Agacés par la frénésie de réformes lancées par leur ministre de la Santé, Jens Spahn, les médecins allemands lui demandent de s’attacher à la priorité que constitue la baisse de la démographie médicale.
Ouvert mardi 28 mai à Münster, le traditionnel congrès annuel des médecins allemands réunit les ordres et les syndicats et constitue un bon baromètre de la profession. À la fois président du congrès et de l’Ordre fédéral des médecins, le Dr Frank Ulrich Montgomery s’inquiète à cet égard des « coups de griffe » du gouvernement contre les principes fondamentaux d’auto-organisation de la médecine libérale.
Des plages horaires plus étendues
De fait, une nouvelle loi oblige les praticiens libéraux à proposer plus rapidement des rendez-vous à tous les patients dès lors que ceux-ci s’adressent à une « cellule de coordination » spécialement créée à cet effet. La loi imposera aux spécialistes de proposer cinq heures par semaine des consultations sans rendez-vous, ou dans un délai très court pour ces patients ce qui, selon eux, désorganisera leur emploi du temps sans raisons médicales objectives.
De leur côté, les généralistes devront consulter, avec ou sans rendez-vous, au moins 25 heures par semaine pour rester conventionnés ce qui constitue, là aussi selon les médecins, une « ingérence » dans leur organisation.
La loi prévoit par ailleurs des incitations pour les médecins souhaitant exercer dans des « déserts médicaux », en plus de la création obligatoire de cabinets généralistes dans les zones les moins densément couvertes.

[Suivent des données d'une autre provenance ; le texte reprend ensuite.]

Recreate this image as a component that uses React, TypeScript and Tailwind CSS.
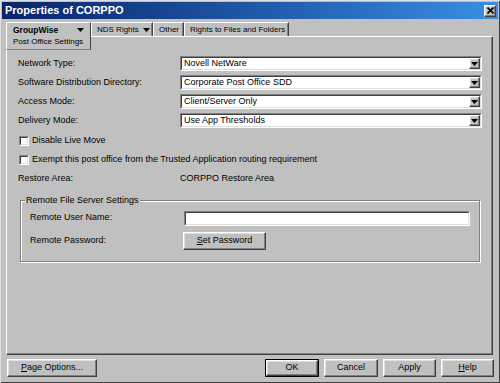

Si Jens Spahn voit dans toutes ces mesures – qui entreront en vigueur le 1er janvier – une amélioration sensible de l’accès aux soins, les médecins jugent l’extension des plages horaires « populiste » et « inutile », car ils se sont déjà organisés pour accueillir les urgences. Selon eux, les patients qui profiteront de ces horaires sans rendez vous ne seront pas « ceux qui en ont vraiment besoin » mais ceux qui souhaitent consulter tout de suite « pour des raisons de confort ».
Risque d'effondrement
Autre point de crispation entre le ministre et les médecins : la « dé-professionnalisation » de l’activité médicale. Pour faire face à la pénurie médicale, le gouvernement souhaite, comme en France, déléguer certains actes à d’autres professions, en particulier aux pharmaciens pour les vaccinations, un projet contre lequel les médecins sont vent debout. Le ministre souhaite aussi élargir les compétences des sages-femmes et des psychologues/psychothérapeutes, ce qui inquiète là aussi le corps médical.
Il est vrai que celui-ci a de plus en plus de mal à faire face à la demande croissante de patients, malgré le renfort de plus de 55 000 médecins étrangers travaillent en Allemagne (sur un total de 392 000 médecins). Présentées lors de l’assemblée générale des médecins conventionnés, la veille du congrès, les prévisions ont montré l’ampleur des besoins à l’horizon 2035 : pour éviter un effondrement de l’offre médicale face à la demande, il faudrait dès maintenant former 3 000 à 6 000 nouveaux étudiants supplémentaires par an...
Enfin, le congrès a déploré le durcissement des sanctions contre les médecins totalement réfractaires aux systèmes de télétransmission définis pour les cabinets par les pouvoirs publics : ils doivent actuellement reverser 1 % de leurs honoraires, taux qui passera à 2,5 % dans quelques semaines. Mais nombre de médecins estiment que les outils actuels présentent trop de risques en matière de sécurité et de confidentialité, et refusent pour cette raison de s’équiper.